Babamın mesleği sayesinde dalgıç motorlarla da tanıştım. Su çıkarma işi artık farklı tekniklerle yapılmaya başlamıştı. Babam, ayakkabılarını ve çoraplarını çıkarıp, basamak gibi oyulan kenar taşlarına basarak kuyunun içine inerdi. Onu izlerken kalbim sıkışır, bir daha göremeyeceğim korkusu sarardı içimi. Ama her çıkışında yaşadığımız o kavuşma sevinci, tarifsiz olurdu.
Zamanla kuyu, bende başka çağrışımlara da yol açtı. Hz. Yusuf’un kardeşleri tarafından atıldığı kuyu geldi aklıma. Oradan başlayan yolculuk Mısır’da bir hükümdarlıkla son bulmuştu. Hayatın iniş ve çıkışları da kuyular gibidir; karanlık başlangıçlar, bazen aydınlık sonlarla taçlanır.
Aslında insanın iç dünyası da bir kuyudur. Beyni, yüreği, ruhu… İçinde ne olduğunu kestirmek zordur. Zamanla, özellikle 3. sayfa haberlerinde sıkça gördüğümüz intihar vakaları dikkatimi çekmeye başladı. Bir dönem gazetelerin o bölümleri; aile içi dramlar, iflaslar, çıkmazlar ve intiharlarla doluydu. Manşetlerde pek yer bulmazlar ama insanın ruhunu sızlatan haberlerdi bunlar.

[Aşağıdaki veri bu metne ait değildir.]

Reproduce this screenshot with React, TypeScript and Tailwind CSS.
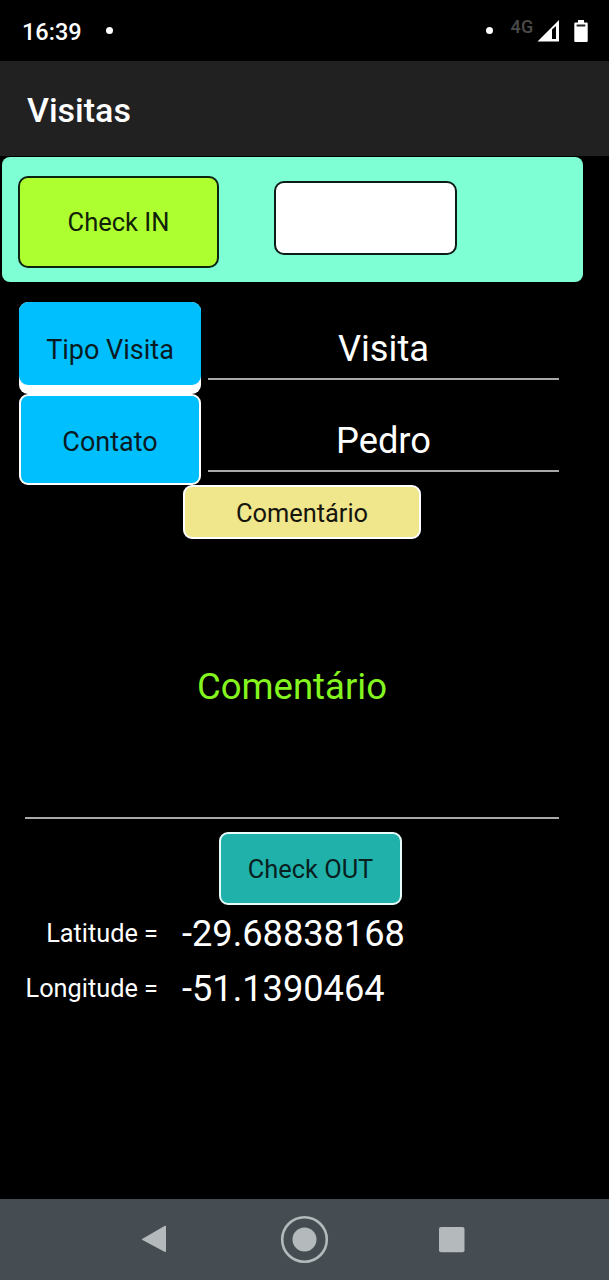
import React, { useState } from 'react';

interface FieldRowProps {
    label: string;
    value: string;
    onChange: (value: string) => void;
    buttonClass: string;
    labelClass: string;
}

const StatusBar: React.FC = () => (
    <div className="h-[61px] bg-black flex items-center justify-between pl-[22px] pr-[21.500px]">
        <div className="flex items-center gap-[24px]">
            <span className="text-[23.5px] leading-[28px] font-medium pt-[2px]">16:39</span>
            <span className="w-[7px] h-[7px] rounded-full bg-white" />
        </div>
        <div className="flex items-center">
            <span className="w-[7px] h-[7px] rounded-full bg-white mr-[18px]" />
            <span className="text-[18px] leading-[20px] font-medium text-[#4a4a4a] tracking-[0.2px] mr-[3px] mb-[7px]">4G</span>
            <svg width="23" height="23" viewBox="0 0 23 23" className="mr-[14px]">
                <path fill="#fff" fillRule="evenodd" d="M0.5 22.5L22 1V22.5ZM15 10.5V20H19V7Z" />
            </svg>
            <svg width="14" height="24" viewBox="0 0 14 24">
                <path fill="#fff" d="M4 1h6v2.5h2.7q1 0 1 1v17.5q0 1-1 1H1.3q-1 0-1-1V4.500q0-1 1-1H4z" />
                <path fill="#222" d="M2.6 5.5h8.700v2H2.600z" />
            </svg>
        </div>
    </div>
);

const FieldRow: React.FC<FieldRowProps> = ({ label, value, onChange, buttonClass, labelClass }) => (
    <div className="flex items-start">
        <button className={`w-[182px] shrink-0 rounded-[9px] text-[#0a1a22] text-[27px] ${buttonClass}`}>
            <span className={`flex items-center justify-center w-full bg-[#00bfff] ${labelClass}`}>{label}</span>
        </button>
        <input
            type="text"
            value={value}
            onChange={(e) => onChange(e.target.value)}
            className="mt-[16px] ml-[7px] w-[351px] h-[62px] border-b-2 border-[#a8a8a8] bg-transparent outline-none text-center text-[36.3px] leading-[44px]"
        />
    </div>
);

const NavBar: React.FC = () => (
    <div className="h-[81px] bg-[#464d52] flex justify-center items-center">
        <svg width="609" height="81" viewBox="0 0 609 81" fill="#b4b9bb">
            <path d="M142.500 39.700L164.500 27Q166 26.300 166 27.800V52Q166 53.500 164.500 52.800L142.500 41Q141 40.300 142.500 39.700Z" />
            <circle cx="304.500" cy="40.500" r="22.300" fill="none" stroke="#b4b9bb" strokeWidth="2.600" />
            <circle cx="304.500" cy="40.500" r="12" />
            <rect x="439" y="28" width="25.500" height="25.200" rx="2" />
        </svg>
    </div>
);

export default function App() {
    const [tipoVisita, setTipoVisita] = useState('Visita');
    const [contato, setContato] = useState('Pedro');
    const [comentario, setComentario] = useState('Comentário');
    const [checkIn, setCheckIn] = useState('');

    return (
        <div className="w-[609px] h-[1280px] bg-black text-white flex flex-col overflow-hidden font-['Roboto',sans-serif]">
            <StatusBar />
            <header className="h-[95px] bg-[#212121] flex items-center pl-[27px] pt-[3px]">
                <h1 className="text-[34px] leading-[40px] font-medium">Visitas</h1>
            </header>

            <main className="flex-1 flex flex-col pt-px">
                <section className="ml-[2px] w-[581px] h-[125px] shrink-0 rounded-[8px] bg-[#7fffd4] flex items-start pl-[16px]">
                    <button className="mt-[19px] w-[201px] h-[92px] rounded-[10px] border-2 border-[#0c2312] bg-[#adff2f] text-[#10210a] text-[25.5px]">
                        Check IN
                    </button>
                    <input
                        type="text"
                        value={checkIn}
                        onChange={(e) => setCheckIn(e.target.value)}
                        className="mt-[24px] ml-[55px] w-[183px] h-[74px] rounded-[10px] border-2 border-[#0c1c17] bg-white outline-none px-3 text-black text-2xl"
                    />
                </section>

                <section className="mt-[20px] pl-[19px] flex flex-col">
                    <FieldRow
                        label="Tipo Visita"
                        value={tipoVisita}
                        onChange={setTipoVisita}
                        buttonClass="h-[92px] bg-white pb-[9px]"
                        labelClass="h-[83px] rounded-[9px] pt-[13px]"
                    />
                    <FieldRow
                        label="Contato"
                        value={contato}
                        onChange={setContato}
                        buttonClass="h-[91px] bg-white p-[2px]"
                        labelClass="h-[87px] rounded-[7px] pt-[5px]"
                    />
                </section>

                <button className="ml-[183px] w-[238px] h-[54px] shrink-0 rounded-[9px] border-2 border-white bg-[#f0e68c] text-[#16150c] text-[25.4px] pt-[2px]">
                    Comentário
                </button>
                <input
                    type="text"
                    value={comentario}
                    onChange={(e) => setComentario(e.target.value)}
                    className="ml-[25px] w-[534px] h-[280px] shrink-0 border-b-2 border-[#a8a8a8] bg-transparent pt-[16px] outline-none text-center text-[36.5px] text-[#84f51e]"
                />
                <button className="mt-[13px] ml-[219px] w-[183px] h-[73px] shrink-0 rounded-[9px] border-2 border-[#e6fbfa] bg-[#20b2aa] text-[#08201e] text-[25.4px] pt-[2px]">
                    Check OUT
                </button>

                <dl className="mt-px grid grid-cols-[158px_1fr] auto-rows-[55px] items-center gap-x-[24px]">
                    <dt className="text-right text-[25.3px] pt-px">Latitude =</dt>
                    <dd className="text-[36.2px] pt-[2px]">-29.68838168</dd>
                    <dt className="text-right text-[25.3px] pt-px">Longitude =</dt>
                    <dd className="text-[36.2px] pt-[2px]">-51.1390464</dd>
                </dl>
            </main>

            <NavBar />
        </div>
    );
}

Belki bir anlama çabası, belki de empati isteğiyle bu tür vakalara ilgim her zaman canlı kaldı.
Bazen resimlerine, sosyal medya hesaplarına bakar, “Neden?” diye sorarım. Hayatın tam ortasında, yaşam dolu gözlerle bakan insanların bile nasıl böylesine karanlığa sürüklendiğini anlamaya çalışırım. En çok aklımda kalanlardan biri Nursema Düzgün’dü. İlahiyat fakültesi öğrencisi, hafize adayı… İntihar notunda bile yaşamı ne kadar önemsediği belli; ama bir o kadar da kırgın ve küskündü.
İnsan dışındaki canlılar da zaman zaman kendi yaşamlarına son verir. Ama onlarınki içgüdüseldir. İnsan ise çoğu zaman çaresizlik, yalnızlık, geleceğe dair korkular ve umutsuzluk içinde karar verir. Ekonomik sıkıntılar, aşk acıları, aile içi sorunlar, depresyon… Sebepler çeşitlidir.

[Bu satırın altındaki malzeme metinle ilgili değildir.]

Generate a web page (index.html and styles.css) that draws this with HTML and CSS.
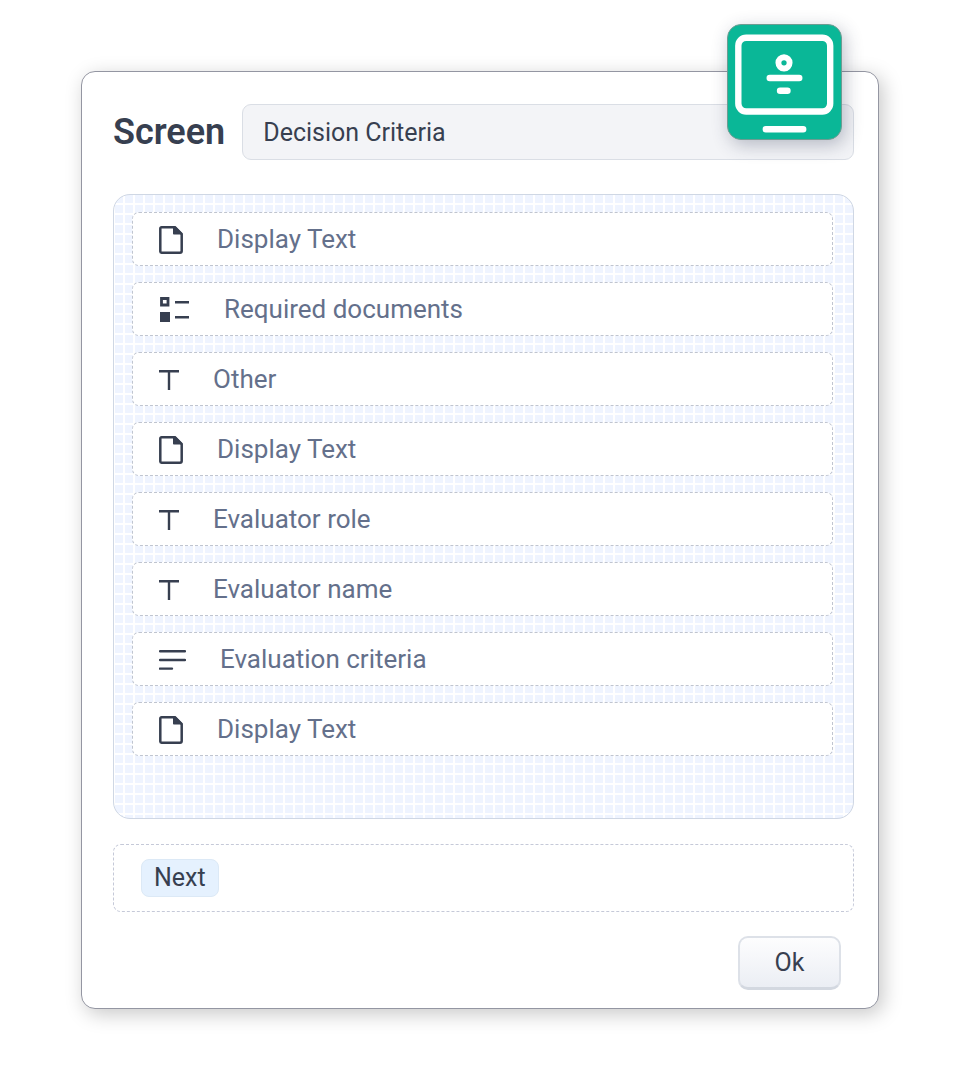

Batı’dan yayılan bireysellik ve yalnızlaşma, ekonomik darboğazlar, günümüzde intihar vakalarının artmasına sebep oluyor. Kuyunun dibindeki karanlık çoğalıyor. Fakat bu karanlık içinde çözüm yolları da var. Bu konuda yapay zeka ile gerçekleştirdiğimiz sohbetlerde bazı umut verici fikirler ortaya çıktı.
İntihara meyilli kişilerin yapay zeka tabanlı iletişim kanallarıyla erken destek alması sağlanabilir. Ağır ve kötüye giden vakalar gönüllü psikologlara yönlendirilebilir. Yapay zekanın, psikobilimciler ve gönüllülerle birlikte çalıştığı bir platform oluşturulabilir. Belki de bu sayede nice hayatlar karanlık kuyulardan çekip çıkarılabilir.
Umarım bu fikirler, ilgili kurum ve kişilere ilham olur. Çünkü acısıyla tatlısıyla hayat, yaşamaya değer. Nefes aldığımız sürece mutlaka bir çözüm yolu vardır; hatta problemin içinde bile çözüm gizlidir. Umudumuz, dirayetimiz ve direnç gücümüz hiç eksik olmasın.
Yaşamak güzeldir; yaşamak, direnmektir.